Scaling the Automated Discovery of Quantum Circuits via Reinforcement Learning with Gadgets

Abstract: Reinforcement Learning (RL) has established itself as a powerful tool for designing quantum circuits, which are essential for processing quantum information. RL applications have typically focused on circuits of small to intermediate complexity, as computation times tend to increase exponentially with growing circuit complexity. This computational explosion severely limits the scalability of RL and casts significant doubt on its broader applicability. In this paper, we propose a principled approach based on the systematic discovery and introduction of composite gates -- {\it gadgets}, that enables RL scalability, thereby expanding its potential applications. As a case study, we explore the discovery of Clifford encoders for Quantum Error Correction. We demonstrate that incorporating gadgets in the form of composite Clifford gates, in addition to standard CNOT and Hadamard gates, significantly enhances the efficiency of RL agents.
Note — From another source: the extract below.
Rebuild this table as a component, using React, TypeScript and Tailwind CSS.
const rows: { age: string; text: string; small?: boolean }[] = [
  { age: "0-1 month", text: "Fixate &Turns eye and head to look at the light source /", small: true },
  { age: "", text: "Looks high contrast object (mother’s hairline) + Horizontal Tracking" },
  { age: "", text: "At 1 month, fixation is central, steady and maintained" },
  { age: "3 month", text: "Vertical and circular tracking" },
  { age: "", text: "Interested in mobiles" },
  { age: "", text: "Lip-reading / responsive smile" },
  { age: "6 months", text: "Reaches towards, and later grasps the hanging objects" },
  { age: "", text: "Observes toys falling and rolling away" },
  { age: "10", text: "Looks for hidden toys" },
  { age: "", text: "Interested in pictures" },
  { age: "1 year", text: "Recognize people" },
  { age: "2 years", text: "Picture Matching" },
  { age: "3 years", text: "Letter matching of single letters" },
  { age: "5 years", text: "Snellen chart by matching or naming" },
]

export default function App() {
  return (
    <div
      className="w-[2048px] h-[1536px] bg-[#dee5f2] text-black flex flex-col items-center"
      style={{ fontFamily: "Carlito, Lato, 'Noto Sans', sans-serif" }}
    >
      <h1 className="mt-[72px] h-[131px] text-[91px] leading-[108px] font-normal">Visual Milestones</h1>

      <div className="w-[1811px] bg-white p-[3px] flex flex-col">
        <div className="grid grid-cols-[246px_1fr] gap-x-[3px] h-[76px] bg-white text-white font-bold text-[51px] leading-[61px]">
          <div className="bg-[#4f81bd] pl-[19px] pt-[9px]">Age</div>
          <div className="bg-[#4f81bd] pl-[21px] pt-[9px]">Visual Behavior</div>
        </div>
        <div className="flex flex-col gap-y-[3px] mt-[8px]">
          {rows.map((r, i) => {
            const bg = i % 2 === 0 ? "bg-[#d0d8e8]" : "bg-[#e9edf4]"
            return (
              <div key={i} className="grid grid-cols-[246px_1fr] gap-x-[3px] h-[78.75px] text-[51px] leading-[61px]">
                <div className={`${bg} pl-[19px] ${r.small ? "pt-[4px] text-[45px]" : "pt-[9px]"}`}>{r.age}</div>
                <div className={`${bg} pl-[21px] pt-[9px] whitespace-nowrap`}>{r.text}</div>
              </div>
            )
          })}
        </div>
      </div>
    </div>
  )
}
Specifically, the computation speed increases (by one or even two orders of magnitude), enabling RL to discover highly complex quantum codes without previous knowledge. We illustrate this advancement with examples of QEC code discovery with parameters $ [[n,1,d]] $ for $ d \leq 7 $ and $ [[n,k,6]] $ for $ k \leq 7 $. We note that the most complicated circuits of these classes were not previously found. We highlight the advantages and limitations of the gadget-based approach. Our method paves the way for scaling the RL-based automatic discovery of complicated quantum circuits for various tasks, which may include designing logical operations between logical qubits or discovering quantum algorithms.